Acute respiratory distress syndrome following a biphasic anaphylactic reaction to morphine: a case report and review of the literature
Background: Biphasic anaphylactic reaction is a variant of the usual and more commonly seen monophasic anaphylactic reaction. However, recently it has been observed that biphasic anaphylactic reaction may not be as uncommon as previously believed. Furthermore, serious and life-threatening complications such as acute respiratory distress syndrome (ARDS) may ensue that require prompt intervention.

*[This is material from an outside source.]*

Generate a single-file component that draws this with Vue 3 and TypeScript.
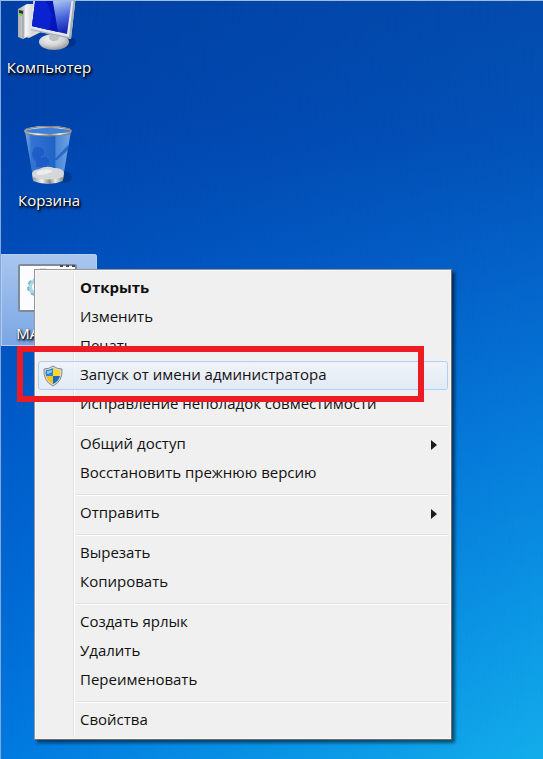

Case report: A 16-year-old boy is presented who was scheduled for bilateral orchidopexy under spinal anaesthesia. Anaesthesia was supplemented with i.v. midazolam 5 mg, ketamine 50 mg and morphine 5 mg. About 10 minutes after the administration of morphine, he developed an urticarial rash with mucocutaneous zones, which was promptly treated with i.v. hydrocortisone 100 mg stat. The patient was transferred to the ward after an uneventful surgery and anaesthesia. However, about six hours postoperatively he developed respiratory distress with SpO2 of 20% associated with shock with a blood pressure of 80/40 mmHg, and heart rate of 40 bpm. He was immediately resuscitated with endotracheal intubation, chest compression and i.v. adrenaline and admitted to the ICU. He was managed in the ICU with ventilatory support and inotrope and discharged to the ward after 12 days.
Conclusion: A 16-year-old boy who developed a biphasic anaphylactic reaction secondary to morphine administered in the theatre was managed in the ICU and discharged to the ward after 12 days and home thereafter.